### TASK INSTRUCTIONS
From the entries provided below, copy each line that contains the word "with".

BEGIN SUPPLIED INFORMATION

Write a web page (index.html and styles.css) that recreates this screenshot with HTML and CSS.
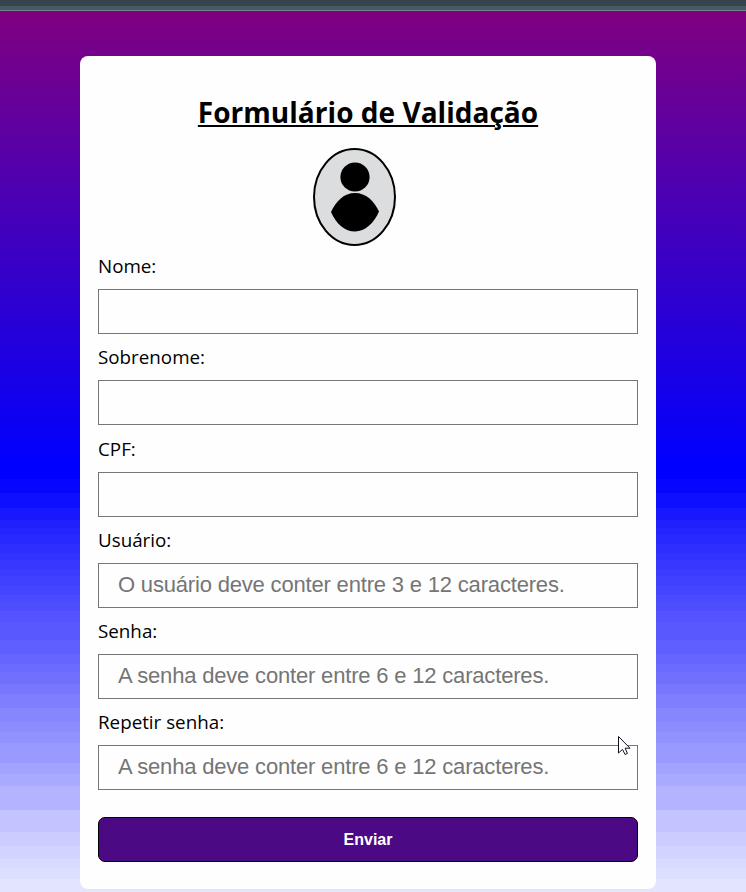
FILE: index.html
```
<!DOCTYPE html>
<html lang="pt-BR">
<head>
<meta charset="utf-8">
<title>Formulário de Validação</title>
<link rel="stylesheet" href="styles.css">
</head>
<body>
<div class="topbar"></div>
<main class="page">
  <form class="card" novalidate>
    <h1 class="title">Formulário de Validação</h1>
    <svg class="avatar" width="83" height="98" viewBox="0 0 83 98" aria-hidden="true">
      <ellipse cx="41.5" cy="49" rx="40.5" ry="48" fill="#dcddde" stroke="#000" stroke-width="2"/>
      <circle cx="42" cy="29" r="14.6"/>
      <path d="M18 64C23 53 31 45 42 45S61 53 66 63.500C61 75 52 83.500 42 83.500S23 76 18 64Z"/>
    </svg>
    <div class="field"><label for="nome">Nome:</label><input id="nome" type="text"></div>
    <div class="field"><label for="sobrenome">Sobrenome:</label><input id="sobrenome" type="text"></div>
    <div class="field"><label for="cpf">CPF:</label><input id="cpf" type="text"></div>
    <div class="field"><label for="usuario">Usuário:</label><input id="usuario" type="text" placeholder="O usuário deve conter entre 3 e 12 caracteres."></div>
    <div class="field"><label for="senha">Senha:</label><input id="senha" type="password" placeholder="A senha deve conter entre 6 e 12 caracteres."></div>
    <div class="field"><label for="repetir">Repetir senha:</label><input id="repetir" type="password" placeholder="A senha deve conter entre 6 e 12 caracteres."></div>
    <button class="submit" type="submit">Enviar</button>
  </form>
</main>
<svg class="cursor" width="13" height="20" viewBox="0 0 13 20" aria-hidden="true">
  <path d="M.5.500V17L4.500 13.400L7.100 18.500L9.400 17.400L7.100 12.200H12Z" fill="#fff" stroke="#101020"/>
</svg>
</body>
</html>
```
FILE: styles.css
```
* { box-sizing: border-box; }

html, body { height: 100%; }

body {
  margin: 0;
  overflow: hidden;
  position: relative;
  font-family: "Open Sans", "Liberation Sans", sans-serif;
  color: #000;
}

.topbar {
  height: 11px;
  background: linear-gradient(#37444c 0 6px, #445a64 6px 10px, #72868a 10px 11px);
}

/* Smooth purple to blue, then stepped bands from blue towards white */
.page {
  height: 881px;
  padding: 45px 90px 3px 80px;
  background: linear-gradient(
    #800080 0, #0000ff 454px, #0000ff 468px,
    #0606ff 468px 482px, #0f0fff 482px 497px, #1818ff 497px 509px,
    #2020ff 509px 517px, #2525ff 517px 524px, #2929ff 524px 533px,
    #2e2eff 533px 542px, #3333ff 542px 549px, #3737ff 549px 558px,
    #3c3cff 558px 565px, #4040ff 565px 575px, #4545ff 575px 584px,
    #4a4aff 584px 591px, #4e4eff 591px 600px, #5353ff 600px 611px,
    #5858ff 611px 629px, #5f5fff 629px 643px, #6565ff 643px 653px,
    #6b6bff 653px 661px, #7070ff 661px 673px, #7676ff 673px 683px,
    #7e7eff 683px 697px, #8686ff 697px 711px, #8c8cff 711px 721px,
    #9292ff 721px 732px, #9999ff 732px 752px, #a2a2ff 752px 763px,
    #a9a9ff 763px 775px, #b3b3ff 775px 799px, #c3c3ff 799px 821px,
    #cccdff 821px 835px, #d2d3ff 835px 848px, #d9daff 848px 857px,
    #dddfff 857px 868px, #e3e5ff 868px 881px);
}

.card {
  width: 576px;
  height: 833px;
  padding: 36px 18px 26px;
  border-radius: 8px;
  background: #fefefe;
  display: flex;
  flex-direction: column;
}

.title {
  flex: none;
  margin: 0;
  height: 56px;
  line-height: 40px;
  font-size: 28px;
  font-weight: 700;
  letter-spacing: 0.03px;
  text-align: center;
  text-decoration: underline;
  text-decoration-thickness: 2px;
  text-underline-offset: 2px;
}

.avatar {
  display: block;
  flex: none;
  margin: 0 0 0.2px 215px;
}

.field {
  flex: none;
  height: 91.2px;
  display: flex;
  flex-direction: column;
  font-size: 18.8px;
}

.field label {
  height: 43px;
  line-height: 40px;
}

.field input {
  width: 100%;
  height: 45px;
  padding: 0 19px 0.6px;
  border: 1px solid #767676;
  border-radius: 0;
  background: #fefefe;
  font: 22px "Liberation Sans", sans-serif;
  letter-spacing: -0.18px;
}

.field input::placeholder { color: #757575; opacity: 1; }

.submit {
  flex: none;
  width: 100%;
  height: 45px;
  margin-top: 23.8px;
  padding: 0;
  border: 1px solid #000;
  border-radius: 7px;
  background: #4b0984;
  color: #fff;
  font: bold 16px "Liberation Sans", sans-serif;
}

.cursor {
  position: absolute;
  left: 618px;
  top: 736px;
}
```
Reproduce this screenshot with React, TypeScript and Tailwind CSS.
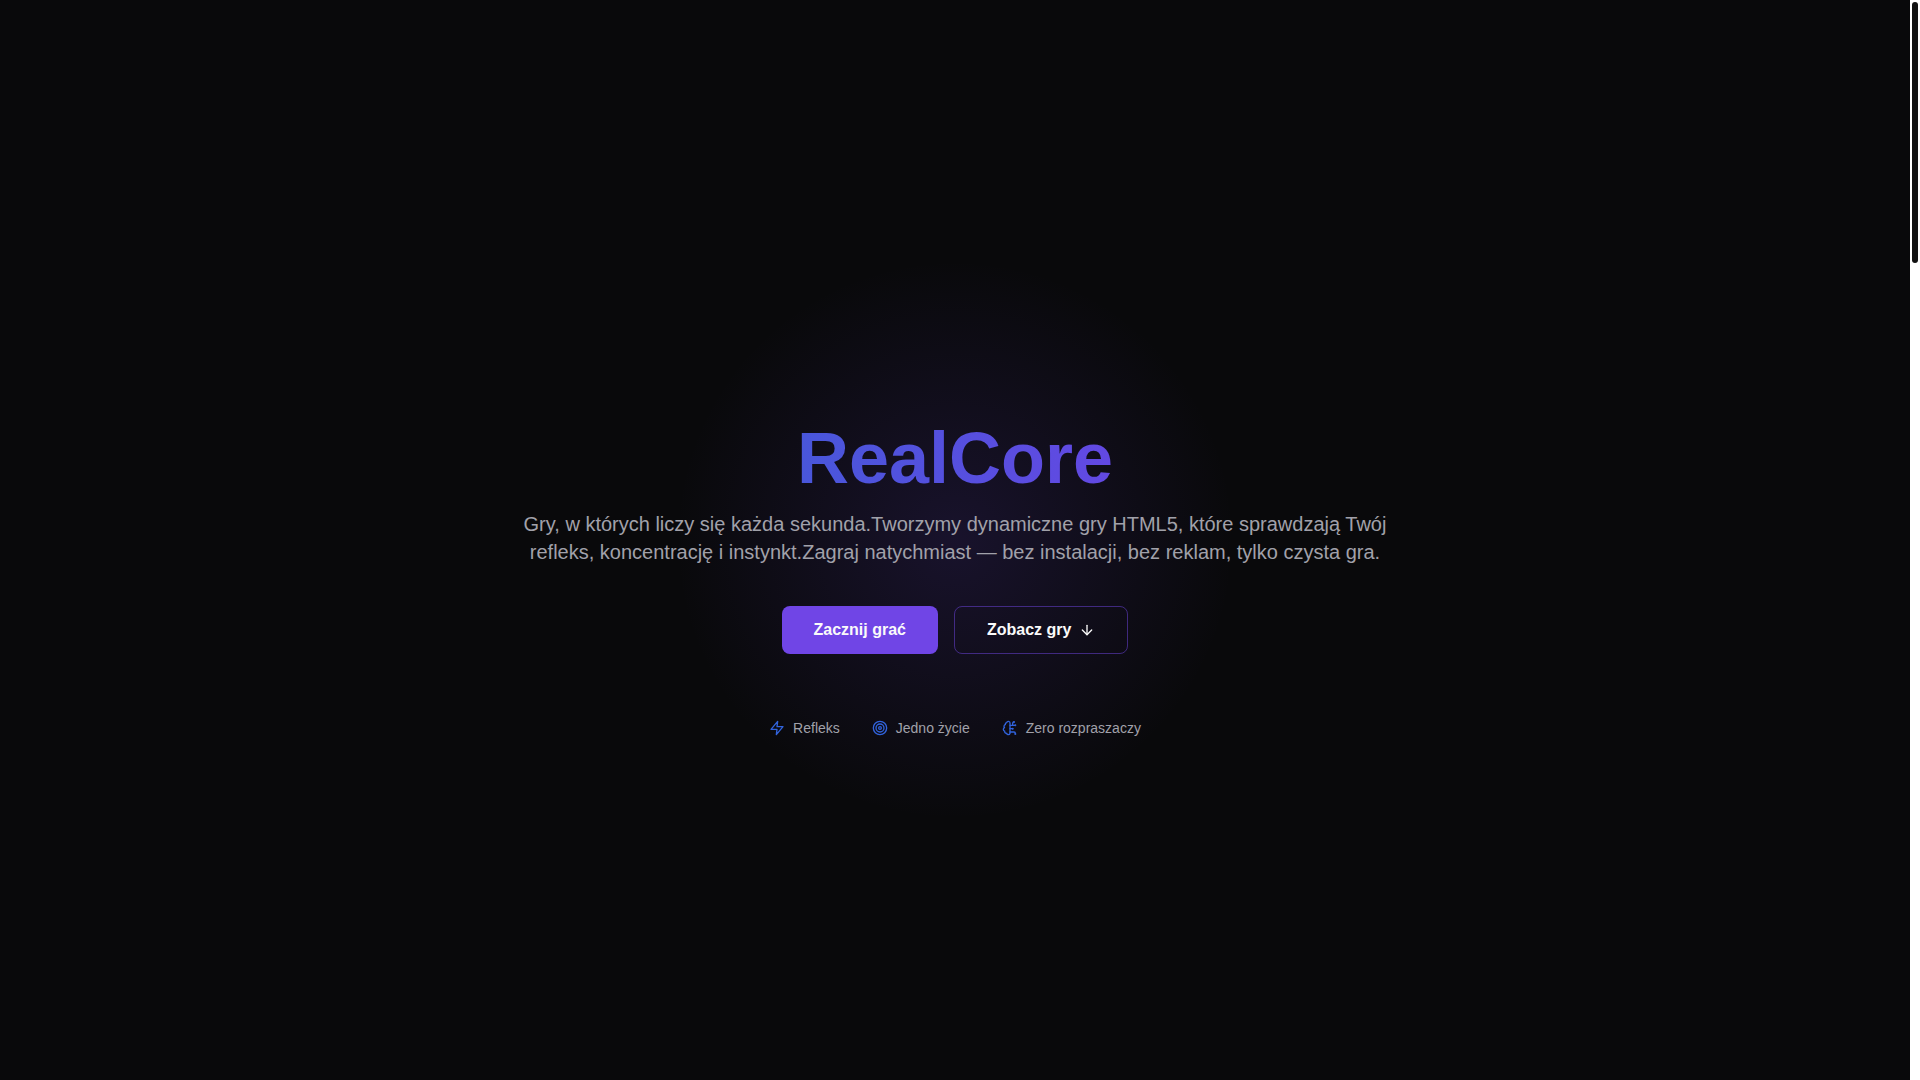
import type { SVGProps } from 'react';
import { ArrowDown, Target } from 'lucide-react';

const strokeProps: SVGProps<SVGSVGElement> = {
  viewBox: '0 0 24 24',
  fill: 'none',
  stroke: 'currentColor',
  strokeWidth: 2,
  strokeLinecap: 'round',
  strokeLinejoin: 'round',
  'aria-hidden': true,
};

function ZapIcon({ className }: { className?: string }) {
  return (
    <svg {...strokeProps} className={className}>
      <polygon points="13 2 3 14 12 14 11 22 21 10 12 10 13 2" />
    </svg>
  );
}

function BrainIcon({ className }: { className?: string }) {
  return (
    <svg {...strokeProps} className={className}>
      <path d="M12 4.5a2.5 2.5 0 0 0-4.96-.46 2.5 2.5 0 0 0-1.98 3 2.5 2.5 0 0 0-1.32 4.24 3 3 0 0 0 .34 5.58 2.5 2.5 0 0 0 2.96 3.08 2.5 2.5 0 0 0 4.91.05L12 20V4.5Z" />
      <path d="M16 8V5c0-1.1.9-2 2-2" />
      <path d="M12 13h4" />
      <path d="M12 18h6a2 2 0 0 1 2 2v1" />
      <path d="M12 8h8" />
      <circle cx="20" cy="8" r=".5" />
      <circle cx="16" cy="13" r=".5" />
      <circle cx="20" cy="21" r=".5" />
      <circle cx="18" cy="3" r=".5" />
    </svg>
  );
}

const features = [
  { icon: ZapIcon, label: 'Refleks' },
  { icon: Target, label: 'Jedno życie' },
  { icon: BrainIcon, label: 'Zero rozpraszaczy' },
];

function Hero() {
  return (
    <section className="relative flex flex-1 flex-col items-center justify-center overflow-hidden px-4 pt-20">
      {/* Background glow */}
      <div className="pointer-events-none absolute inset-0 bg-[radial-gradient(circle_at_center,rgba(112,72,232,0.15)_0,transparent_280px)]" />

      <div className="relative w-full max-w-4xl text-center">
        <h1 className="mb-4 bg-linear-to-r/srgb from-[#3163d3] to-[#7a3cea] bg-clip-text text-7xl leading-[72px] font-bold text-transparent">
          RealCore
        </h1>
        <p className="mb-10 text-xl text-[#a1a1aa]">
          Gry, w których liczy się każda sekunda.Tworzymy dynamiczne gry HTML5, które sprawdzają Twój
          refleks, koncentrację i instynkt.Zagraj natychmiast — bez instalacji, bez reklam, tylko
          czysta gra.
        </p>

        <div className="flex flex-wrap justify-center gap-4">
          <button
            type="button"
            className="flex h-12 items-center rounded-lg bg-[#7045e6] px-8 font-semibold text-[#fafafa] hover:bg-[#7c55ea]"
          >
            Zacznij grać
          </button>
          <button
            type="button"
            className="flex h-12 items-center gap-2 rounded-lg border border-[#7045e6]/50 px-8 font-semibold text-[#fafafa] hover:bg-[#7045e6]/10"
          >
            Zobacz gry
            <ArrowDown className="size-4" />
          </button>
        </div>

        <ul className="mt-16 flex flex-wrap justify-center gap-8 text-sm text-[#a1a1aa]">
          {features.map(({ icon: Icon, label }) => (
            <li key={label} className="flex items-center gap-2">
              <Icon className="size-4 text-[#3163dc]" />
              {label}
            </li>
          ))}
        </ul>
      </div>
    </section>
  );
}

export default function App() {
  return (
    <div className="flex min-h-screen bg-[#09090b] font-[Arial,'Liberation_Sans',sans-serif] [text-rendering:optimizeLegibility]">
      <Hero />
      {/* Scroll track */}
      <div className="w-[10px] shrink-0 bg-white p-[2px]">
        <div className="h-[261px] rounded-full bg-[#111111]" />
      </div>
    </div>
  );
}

END SUPPLIED INFORMATION

### TASK ANSWER
Write a web page (index.html and styles.css) that recreates this screenshot with HTML and CSS.
Reproduce this screenshot with React, TypeScript and Tailwind CSS.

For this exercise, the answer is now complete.